── Data

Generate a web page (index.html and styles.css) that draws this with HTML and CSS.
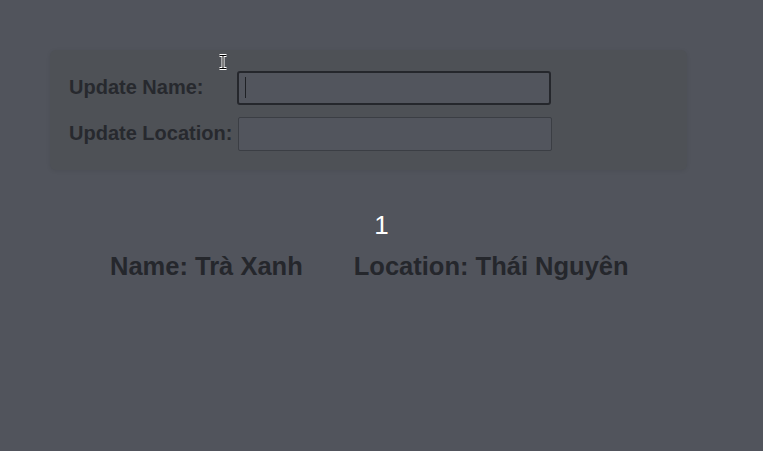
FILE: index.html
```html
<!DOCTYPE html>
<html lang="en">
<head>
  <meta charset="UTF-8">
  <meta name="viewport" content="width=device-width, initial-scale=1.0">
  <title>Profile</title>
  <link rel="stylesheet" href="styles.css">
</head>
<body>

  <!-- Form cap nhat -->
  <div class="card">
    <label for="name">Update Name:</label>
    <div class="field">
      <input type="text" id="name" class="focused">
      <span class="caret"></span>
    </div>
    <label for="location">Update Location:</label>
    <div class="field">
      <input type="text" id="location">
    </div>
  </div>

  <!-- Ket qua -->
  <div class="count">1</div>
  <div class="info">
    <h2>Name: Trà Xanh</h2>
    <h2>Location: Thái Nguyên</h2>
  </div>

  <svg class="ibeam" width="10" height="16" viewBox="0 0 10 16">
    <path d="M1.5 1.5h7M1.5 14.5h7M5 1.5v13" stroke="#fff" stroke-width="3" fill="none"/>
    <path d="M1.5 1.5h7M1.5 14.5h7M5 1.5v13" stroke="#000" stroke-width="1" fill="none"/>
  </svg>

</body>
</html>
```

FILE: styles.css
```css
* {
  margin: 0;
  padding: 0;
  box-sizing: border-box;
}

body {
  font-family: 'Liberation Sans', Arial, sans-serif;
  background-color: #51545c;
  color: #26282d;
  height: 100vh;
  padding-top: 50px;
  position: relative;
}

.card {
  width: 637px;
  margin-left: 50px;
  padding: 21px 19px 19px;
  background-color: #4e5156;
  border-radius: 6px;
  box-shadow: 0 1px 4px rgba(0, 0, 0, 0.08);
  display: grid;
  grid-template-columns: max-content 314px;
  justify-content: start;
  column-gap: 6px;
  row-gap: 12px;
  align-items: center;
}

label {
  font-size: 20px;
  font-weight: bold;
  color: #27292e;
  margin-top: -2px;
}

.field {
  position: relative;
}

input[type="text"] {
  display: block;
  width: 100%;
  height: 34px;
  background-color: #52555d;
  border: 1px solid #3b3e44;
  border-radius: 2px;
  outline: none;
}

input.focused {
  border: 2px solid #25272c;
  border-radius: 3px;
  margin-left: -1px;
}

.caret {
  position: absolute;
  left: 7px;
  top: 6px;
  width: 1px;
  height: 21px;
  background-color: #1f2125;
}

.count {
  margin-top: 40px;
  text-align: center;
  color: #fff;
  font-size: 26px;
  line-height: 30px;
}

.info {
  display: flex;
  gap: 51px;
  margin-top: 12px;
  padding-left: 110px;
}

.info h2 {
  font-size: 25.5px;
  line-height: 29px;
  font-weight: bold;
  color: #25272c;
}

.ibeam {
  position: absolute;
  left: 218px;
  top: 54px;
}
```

────

## [Given exercise]
Repeat the material exactly as it reads, without any of its pictures.

## [Finished task]
Generate a web page (index.html and styles.css) that draws this with HTML and CSS.
FILE: index.html
```html
<!DOCTYPE html>
<html lang="en">
<head>
  <meta charset="UTF-8">
  <meta name="viewport" content="width=device-width, initial-scale=1.0">
  <title>Profile</title>
  <link rel="stylesheet" href="styles.css">
</head>
<body>

  <!-- Form cap nhat -->
  <div class="card">
    <label for="name">Update Name:</label>
    <div class="field">
      <input type="text" id="name" class="focused">
      <span class="caret"></span>
    </div>
    <label for="location">Update Location:</label>
    <div class="field">
      <input type="text" id="location">
    </div>
  </div>

  <!-- Ket qua -->
  <div class="count">1</div>
  <div class="info">
    <h2>Name: Trà Xanh</h2>
    <h2>Location: Thái Nguyên</h2>
  </div>

  <svg class="ibeam" width="10" height="16" viewBox="0 0 10 16">
    <path d="M1.5 1.5h7M1.5 14.5h7M5 1.5v13" stroke="#fff" stroke-width="3" fill="none"/>
    <path d="M1.5 1.5h7M1.5 14.5h7M5 1.5v13" stroke="#000" stroke-width="1" fill="none"/>
  </svg>

</body>
</html>
```

FILE: styles.css
```css
* {
  margin: 0;
  padding: 0;
  box-sizing: border-box;
}

body {
  font-family: 'Liberation Sans', Arial, sans-serif;
  background-color: #51545c;
  color: #26282d;
  height: 100vh;
  padding-top: 50px;
  position: relative;
}

.card {
  width: 637px;
  margin-left: 50px;
  padding: 21px 19px 19px;
  background-color: #4e5156;
  border-radius: 6px;
  box-shadow: 0 1px 4px rgba(0, 0, 0, 0.08);
  display: grid;
  grid-template-columns: max-content 314px;
  justify-content: start;
  column-gap: 6px;
  row-gap: 12px;
  align-items: center;
}

label {
  font-size: 20px;
  font-weight: bold;
  color: #27292e;
  margin-top: -2px;
}

.field {
  position: relative;
}

input[type="text"] {
  display: block;
  width: 100%;
  height: 34px;
  background-color: #52555d;
  border: 1px solid #3b3e44;
  border-radius: 2px;
  outline: none;
}

input.focused {
  border: 2px solid #25272c;
  border-radius: 3px;
  margin-left: -1px;
}

.caret {
  position: absolute;
  left: 7px;
  top: 6px;
  width: 1px;
  height: 21px;
  background-color: #1f2125;
}

.count {
  margin-top: 40px;
  text-align: center;
  color: #fff;
  font-size: 26px;
  line-height: 30px;
}

.info {
  display: flex;
  gap: 51px;
  margin-top: 12px;
  padding-left: 110px;
}

.info h2 {
  font-size: 25.5px;
  line-height: 29px;
  font-weight: bold;
  color: #25272c;
}

.ibeam {
  position: absolute;
  left: 218px;
  top: 54px;
}
```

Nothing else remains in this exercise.